Onderzoekers en trainers benadrukken dat hybride werken alleen zinvol is met strakke afspraken en volwassen management. De cao voor rijksmedewerkers biedt de ruimte, maar borgt geen resultaten. Zonder sturing wordt het een ritueel waarbij uren worden geregistreerd, maar publieke waarde verdwijnt. Het Centraal Planbureau wijst daarnaast op een bredere trend van stagnerende productiviteit. In plaats van zich daarbij neer te leggen moet de overheid juist scherper sturen op eenvoud in processen, betrouwbaarheid van ICT en harde rapportage van uitkomsten.

Het probleem is niet alleen organisatorisch maar ook politiek. De begroting voor 2024 ging al uit van een tekort van bijna drie procent en de tekorten lopen de komende jaren verder op. De economische groei van dat jaar werd vrijwel volledig gedragen door overheidsconsumptie. Een economie die leunt op publieke uitgaven zonder productiviteitssprong is niet duurzaam. Het voedt cynisme bij burgers en ondernemers die steeds meer betalen, maar steeds minder terugzien.

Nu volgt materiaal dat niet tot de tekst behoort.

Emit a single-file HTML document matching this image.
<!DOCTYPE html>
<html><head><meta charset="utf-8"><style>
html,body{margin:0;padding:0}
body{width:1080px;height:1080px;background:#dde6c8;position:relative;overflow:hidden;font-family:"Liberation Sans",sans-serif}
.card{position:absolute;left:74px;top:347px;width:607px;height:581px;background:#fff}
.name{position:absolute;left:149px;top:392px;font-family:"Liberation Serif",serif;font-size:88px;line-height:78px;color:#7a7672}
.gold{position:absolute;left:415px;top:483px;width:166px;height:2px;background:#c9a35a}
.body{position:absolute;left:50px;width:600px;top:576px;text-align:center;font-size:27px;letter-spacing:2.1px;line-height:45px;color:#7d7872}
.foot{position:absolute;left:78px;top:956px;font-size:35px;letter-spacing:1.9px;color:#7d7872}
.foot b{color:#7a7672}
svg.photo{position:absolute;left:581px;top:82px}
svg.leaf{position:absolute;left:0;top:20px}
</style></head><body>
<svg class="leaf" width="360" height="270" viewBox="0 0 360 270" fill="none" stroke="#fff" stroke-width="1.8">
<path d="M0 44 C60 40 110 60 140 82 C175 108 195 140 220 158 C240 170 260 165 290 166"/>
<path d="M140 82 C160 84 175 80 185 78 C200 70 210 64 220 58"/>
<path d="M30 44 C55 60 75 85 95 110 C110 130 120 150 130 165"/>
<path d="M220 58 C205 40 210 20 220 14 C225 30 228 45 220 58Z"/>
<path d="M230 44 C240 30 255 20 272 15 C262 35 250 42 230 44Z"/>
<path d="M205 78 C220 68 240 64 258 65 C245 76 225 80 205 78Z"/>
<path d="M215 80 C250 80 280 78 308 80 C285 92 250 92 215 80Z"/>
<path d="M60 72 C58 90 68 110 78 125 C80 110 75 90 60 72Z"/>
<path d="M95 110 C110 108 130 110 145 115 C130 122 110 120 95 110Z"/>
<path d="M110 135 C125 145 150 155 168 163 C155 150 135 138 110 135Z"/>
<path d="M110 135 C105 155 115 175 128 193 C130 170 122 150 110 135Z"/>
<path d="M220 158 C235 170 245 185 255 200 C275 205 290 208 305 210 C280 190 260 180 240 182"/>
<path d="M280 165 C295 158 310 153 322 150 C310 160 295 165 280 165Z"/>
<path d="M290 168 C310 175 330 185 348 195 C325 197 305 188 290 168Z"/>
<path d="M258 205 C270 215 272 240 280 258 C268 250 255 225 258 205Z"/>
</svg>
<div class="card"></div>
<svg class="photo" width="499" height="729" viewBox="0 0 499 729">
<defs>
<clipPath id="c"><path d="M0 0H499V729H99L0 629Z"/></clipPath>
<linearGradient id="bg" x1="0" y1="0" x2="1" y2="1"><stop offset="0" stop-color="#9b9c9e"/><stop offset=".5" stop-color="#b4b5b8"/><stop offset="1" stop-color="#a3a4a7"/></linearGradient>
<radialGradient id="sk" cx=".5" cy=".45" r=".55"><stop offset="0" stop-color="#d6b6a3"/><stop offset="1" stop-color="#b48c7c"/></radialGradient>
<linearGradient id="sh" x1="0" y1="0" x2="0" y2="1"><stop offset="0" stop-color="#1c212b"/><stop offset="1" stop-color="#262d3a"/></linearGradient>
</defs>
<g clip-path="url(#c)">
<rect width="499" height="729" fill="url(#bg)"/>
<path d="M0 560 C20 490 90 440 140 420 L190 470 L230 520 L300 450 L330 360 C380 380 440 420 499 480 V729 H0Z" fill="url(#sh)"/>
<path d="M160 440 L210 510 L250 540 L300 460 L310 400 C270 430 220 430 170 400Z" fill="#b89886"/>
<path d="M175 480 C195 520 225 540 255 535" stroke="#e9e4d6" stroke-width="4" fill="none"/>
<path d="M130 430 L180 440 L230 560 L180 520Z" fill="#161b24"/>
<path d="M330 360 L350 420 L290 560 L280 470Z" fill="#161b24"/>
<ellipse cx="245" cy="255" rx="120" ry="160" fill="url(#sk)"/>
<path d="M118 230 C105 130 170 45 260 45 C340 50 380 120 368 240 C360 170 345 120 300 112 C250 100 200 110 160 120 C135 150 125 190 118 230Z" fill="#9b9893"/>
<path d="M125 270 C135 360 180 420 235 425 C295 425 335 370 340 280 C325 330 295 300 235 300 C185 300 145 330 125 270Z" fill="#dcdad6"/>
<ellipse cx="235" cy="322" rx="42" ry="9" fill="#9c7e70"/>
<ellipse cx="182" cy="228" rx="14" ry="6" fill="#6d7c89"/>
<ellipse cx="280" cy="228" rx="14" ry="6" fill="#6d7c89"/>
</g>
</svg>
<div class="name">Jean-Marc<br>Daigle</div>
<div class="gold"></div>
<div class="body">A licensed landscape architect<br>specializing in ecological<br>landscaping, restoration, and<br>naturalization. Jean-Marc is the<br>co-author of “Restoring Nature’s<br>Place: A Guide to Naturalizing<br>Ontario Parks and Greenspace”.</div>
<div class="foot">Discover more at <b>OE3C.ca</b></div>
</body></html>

Oplossingen liggen voor de hand, maar vragen lef. Stop met het stapelen van regelgeving zonder oude regels af te schaffen. Investeer in een digitaal fundament dat boring en betrouwbaar is, zodat ambtenaren hun werk kunnen doen zonder te stranden op haperende VPN verbindingen. Maak publieke dashboards met duidelijke cijfers over doorlooptijden, foutpercentages en klanttevredenheid zodat de burger kan zien wat zijn euro oplevert. En bovenal, herstel de werkcultuur. Plan vaste gezamenlijke kantoordagen voor samenwerking, stuur thuisdagen op deadlines en resultaten en maak leidinggevenden verantwoordelijk voor output in plaats van aanwezigheid.

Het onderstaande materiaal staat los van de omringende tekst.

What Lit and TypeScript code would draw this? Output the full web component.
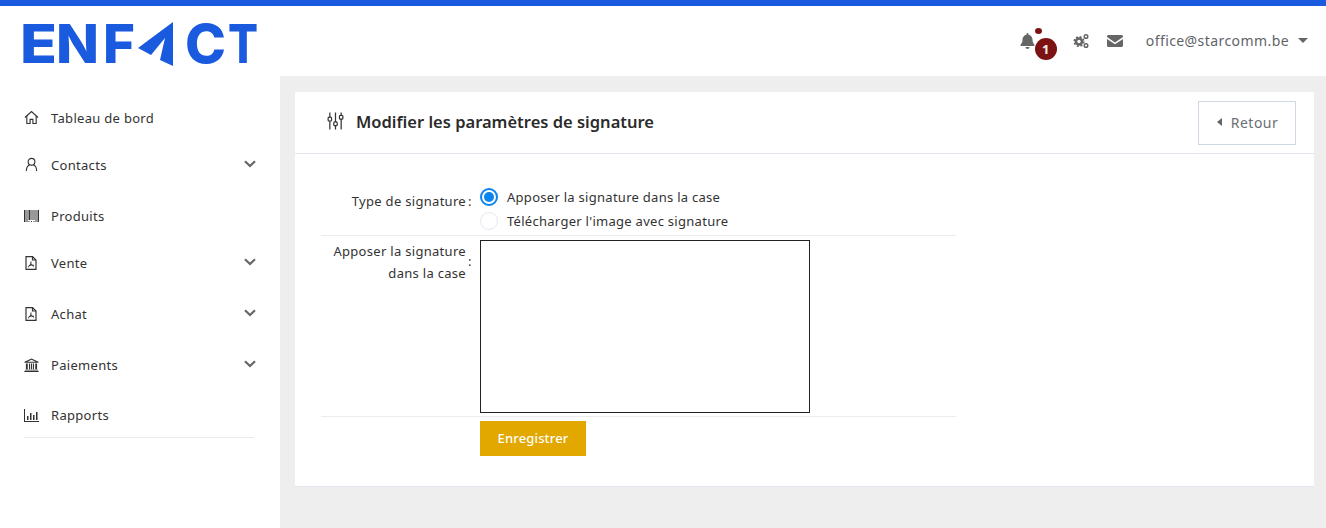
import { LitElement, html, css, svg } from "lit";
import { customElement } from "lit/decorators.js";

const pdf = html`<svg viewBox="0 0 14 16" width="14" height="16" fill="none" stroke="#333" stroke-width="1.2"><path d="M2 1.6h6.5L12 5v9.4H2z"/><path d="M8.5 1.6V5H12"/><path d="M7 6.5c.2 2.5-1.3 5-3 5.6M7 8.5c.6 1.5 1.6 2.4 3 2.7M4.8 10.6c1.500-.6 3-.7 5-.4" stroke-width="1"/></svg>`;
const chev = html`<svg class="chev" viewBox="0 0 12 8" width="12" height="8" fill="none" stroke="#666" stroke-width="2.200"><path d="M1 1.300l5 4.700 5-4.700"/></svg>`;

const items = [
  { label: "Tableau de bord", h: 47, pb: 0, pt: 0, sub: false, icon: html`<svg viewBox="0 0 16 16" width="15" height="15" fill="none" stroke="#333" stroke-width="1.200"><path d="M1 8l7-6.300L15 8"/><path d="M3 6.500V14.400h3.500V10h3v4.400H13V6.500"/></svg>` },
  { label: "Contacts", h: 51, pb: 4, pt: 0, sub: true, icon: html`<svg viewBox="0 0 16 16" width="15" height="15" fill="none" stroke="#333" stroke-width="1.200"><circle cx="8" cy="5" r="3.600"/><path d="M2.500 15c0-3.500 1.800-6 3.500-6.500M13.500 15c0-3.500-1.800-6-3.500-6.500"/></svg>` },
  { label: "Produits", h: 47, pb: 0, pt: 0, sub: false, icon: html`<svg viewBox="0 0 15 12" width="15" height="12" fill="#333"><path d="M0 0h1.500v12H0zM2.500 0h1v12h-1zM4.500 0h2v10h-2zM7.500 0h1v10h-1zM9.500 0h1v10h-1zM11.500 0h1v12h-1zM13.500 0h1.500v12h-1.500z"/><path d="M4.500 11h1v1h-1zM7 11h1v1H7zM9.500 11h1v1h-1z"/></svg>` },
  { label: "Vente", h: 51, pb: 4, pt: 0, sub: true, icon: pdf },
  { label: "Achat", h: 51, pb: 4, pt: 0, sub: true, icon: pdf },
  { label: "Paiements", h: 50, pb: 2, pt: 0, sub: true, icon: html`<svg viewBox="0 0 16 15" width="15" height="14" fill="#333"><path d="M8 .5L15.500 4v1H.5V4zM8 1.800L3.500 3.900h9z" fill-rule="evenodd"/><path d="M2 6h2v6H2zM5.300 6h1.200v6H5.300zM7.400 6h1.200v6H7.400zM9.500 6h1.200v6H9.500zM12 6h2v6h-2zM1 12.500h14v1H1zM.3 14h15.400v1H.3z"/></svg>` },
  { label: "Rapports", h: 46, pb: 0, pt: 2, sub: false, icon: html`<svg viewBox="0 0 15 13" width="15" height="13" fill="#333"><path d="M0 0h1v12h14v1H0z"/><path d="M3 7h1.500v4H3zM6 4h1.500v7H6zM9 6h1.500v5H9zM12 3h1.500v8H12z"/></svg>` },
];

@customElement("app-root")
export class AppRoot extends LitElement {
  static styles = css`
    :host { display: block; width: 1326px; height: 528px; overflow: hidden; background: #eee; font-family: "Noto Sans", "Open Sans", sans-serif; color: #333; }
    * { box-sizing: border-box; }
    .topline { height: 6px; background: #1a5adf; }
    .header { height: 70px; background: #fff; display: flex; align-items: center; justify-content: space-between; }
    .logo { display: block; margin-left: 23px; overflow: visible; }
    .logo text { font-family: Inter, sans-serif; font-weight: 800; font-size: 54px; fill: #1a5adf; }
    .tools { display: flex; align-items: center; padding-right: 18px; margin-top: -1px; color: #666; }
    .bell { position: relative; width: 16px; height: 16px; margin-right: 37px; }
    .bell svg { display: block; }
    .dot { position: absolute; left: 15px; top: -5px; width: 7px; height: 6px; border-radius: 50%; background: #7d1212; }
    .badge { position: absolute; left: 15px; top: 5px; width: 22px; height: 22px; border-radius: 50%; background: #7d1212; color: #eee; font-size: 13px; font-weight: 700; display: flex; align-items: center; justify-content: center; }
    .cogs { margin-right: 17px; display: block; }
    .mail { margin-right: 23px; display: block; }
    .email { font-size: 14px; color: #5f6368; letter-spacing: 0.42px; }
    .caret { margin-left: 9px; width: 0; height: 0; border: 5px solid transparent; border-top: 5px solid #666; border-bottom: 0; }
    .main { display: flex; height: 452px; }
    .side { width: 280px; background: #fff; padding: 18px 24px 0; flex: none; }
    .item { display: flex; align-items: center; font-size: 13px; color: #333; letter-spacing: 0.3px; margin-right: -1px; }
    .ico { width: 27px; flex: none; display: flex; align-items: center; }
    .ico svg { display: block; }
    .lbl { flex: 1; }
    .chev { margin: -2px 1px 0 0; }
    .sep { border-top: 1px solid #ebebeb; width: 230px; }
    .content { flex: 1; padding: 16px 12px 0 15px; }
    .card { height: 395px; background: #fff; border-bottom: 1px solid #e4e8ee; }
    .card-head { height: 62px; border-bottom: 1px solid #e4e6ed; display: flex; align-items: center; padding: 0 18px 0 32px; }
    .card-head svg { display: block; margin-right: 12px; margin-top: -4px; }
    h1 { flex: 1; margin: 0; padding-bottom: 2px; font-size: 16.5px; font-weight: 600; color: #2b2b2b; }
    .back { width: 98px; height: 44px; border: 1px solid #cfd6e4; background: #fff; color: #6b6f75; font: 14px "Noto Sans", sans-serif; letter-spacing: 0.5px; display: flex; align-items: center; justify-content: center; gap: 9px; padding: 0 0 2px 1px; margin-top: 1px; }
    .back i { width: 0; height: 0; border: 4px solid transparent; border-right: 5px solid #666; border-left: 0; }
    form { width: 635px; margin: 26px 0 0 26px; font-size: 13px; color: #333; }
    .row { display: grid; grid-template-columns: 145px 14px 1fr; border-bottom: 1px solid #ececec; }
    .row.r1 { height: 56px; }
    .row.r2 { height: 181px; padding-top: 4px; }
    .row.r3 { border: 0; padding-top: 4px; }
    .lab { text-align: right; line-height: 21.500px; letter-spacing: 0.3px; }
    .r1 .lab { padding-top: 11px; }
    .r2 .lab { padding-top: 1px; }
    .colon { padding-left: 2px; line-height: 21px; }
    .r1 .colon { padding-top: 11px; }
    .r2 .colon { padding-top: 11px; }
    .opts { display: flex; flex-direction: column; padding-top: 5px; }
    .opt { display: flex; align-items: center; height: 24px; letter-spacing: 0.28px; }
    .radio { width: 18px; height: 18px; border-radius: 50%; border: 1px solid #e4e8f0; margin-right: 9px; flex: none; background: #fff; }
    .radio.on { border-color: #0a84ee; border-width: 2px; display: flex; align-items: center; justify-content: center; }
    .radio.on::after { content: ""; width: 10px; height: 10px; border-radius: 50%; background: #0a84ee; }
    .pad { width: 330px; height: 173px; border: 1px solid #222; background: #fff; }
    .save { width: 106px; height: 35px; border: 0; background: #e2a800; color: #fff; font: 500 13px "Noto Sans", sans-serif; letter-spacing: 0.15px; padding: 0 0 2px; }
  `;

  render() {
    return html`
      <div class="topline"></div>
      <div class="header">
        <svg class="logo" width="240" height="70" viewBox="0 0 240 70" role="img" aria-label="ENFACT">
          <text x="-3" y="57" textLength="37" lengthAdjust="spacingAndGlyphs">E</text>
          <text x="33" y="57" textLength="43" lengthAdjust="spacingAndGlyphs">N</text>
          <text x="80" y="57" textLength="32" lengthAdjust="spacingAndGlyphs">F</text>
          ${svg`<path d="M115 42L150 16V60L137 54L142 32L128 49z" fill="#1a5adf"/>`}
          <text x="162" y="57" textLength="41" lengthAdjust="spacingAndGlyphs">C</text>
          <text x="205" y="57" textLength="30" lengthAdjust="spacingAndGlyphs">T</text>
        </svg>
        <div class="tools">
          <div class="bell">
            <svg viewBox="0 0 448 512" width="15" height="16" fill="#666"><path d="M224 512c35 0 64-29 64-64H160c0 35 29 64 64 64zm215-150c-19-21-55-52-55-154 0-78-54-140-128-155V32a32 32 0 1 0-64 0v21C118 68 64 130 64 208c0 102-36 133-55 154-6 6-9 14-9 22 0 16 13 32 32 32h384c19 0 32-16 32-32 0-8-3-16-9-22z"/></svg>
            <span class="dot"></span><span class="badge">1</span>
          </div>
          <svg class="cogs" viewBox="0 0 17 16" width="17" height="16" fill="none" stroke="#666"><circle cx="6" cy="8.500" r="3" stroke-width="2.600"/><circle cx="6" cy="8.500" r="4.700" stroke-width="1.600" stroke-dasharray="2 1.700"/><circle cx="13" cy="3.500" r="1.800" stroke-width="1.500"/><circle cx="13" cy="12.500" r="1.800" stroke-width="1.500"/></svg>
          <svg class="mail" viewBox="0 0 16 12" width="16" height="12" fill="#666"><path d="M0 1.500C0 .7.700 0 1.500 0h13c.8 0 1.500.7 1.500 1.500v.6L8 7.500 0 2.100zM0 3.900l8 5.300 8-5.300v6.600c0 .8-.7 1.500-1.500 1.500h-13C.7 12 0 11.300 0 10.500z"/></svg>
          <span class="email">office@starcomm.be</span><span class="caret"></span>
        </div>
      </div>
      <div class="main">
        <nav class="side">
          ${items.map((it) => html`<div class="item" style="height:${it.h}px;padding-bottom:${it.pb}px;padding-top:${it.pt}px"><span class="ico">${it.icon}</span><span class="lbl">${it.label}</span>${it.sub ? chev : ""}</div>`)}
          <div class="sep"></div>
        </nav>
        <div class="content">
          <div class="card">
            <div class="card-head">
              <svg viewBox="0 0 18 20" width="17" height="20" fill="none" stroke="#333" stroke-width="1.300"><path d="M3 1v5M3 10v9M9 1v10M9 15v4M15 1v3M15 8v11"/><rect x="1.200" y="6" width="3.600" height="4" rx="1"/><rect x="7.200" y="11" width="3.600" height="4" rx="1"/><rect x="13.200" y="4" width="3.600" height="4" rx="1"/></svg>
              <h1>Modifier les paramètres de signature</h1>
              <button class="back" type="button"><i></i>Retour</button>
            </div>
            <form>
              <div class="row r1">
                <div class="lab">Type de signature</div><div class="colon">:</div>
                <div class="opts">
                  <label class="opt"><span class="radio on"></span>Apposer la signature dans la case</label>
                  <label class="opt"><span class="radio"></span>Télécharger l'image avec signature</label>
                </div>
              </div>
              <div class="row r2">
                <div class="lab">Apposer la signature dans la case</div><div class="colon">:</div>
                <div class="pad"></div>
              </div>
              <div class="row r3">
                <div></div><div></div>
                <div><button class="save" type="button">Enregistrer</button></div>
              </div>
            </form>
          </div>
        </div>
      </div>
    `;
  }
}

De puinhopen bij de overheid zijn geen gevolg van slechte wil maar van structurele luiheid in systemen en sturing. Meer mensen en meer geld zijn steeds opnieuw het antwoord geweest op elk probleem. Maar zolang de productiviteit niet omhooggaat, blijft de groei van de overheid geen teken van kracht maar een bewijs van organisatorische zwakte. De burger verdient beter dan een overheid die vooral zichzelf aan het werk houdt. Het is tijd om de balans te herstellen en de publieke euro weer in te zetten voor publieke waarde.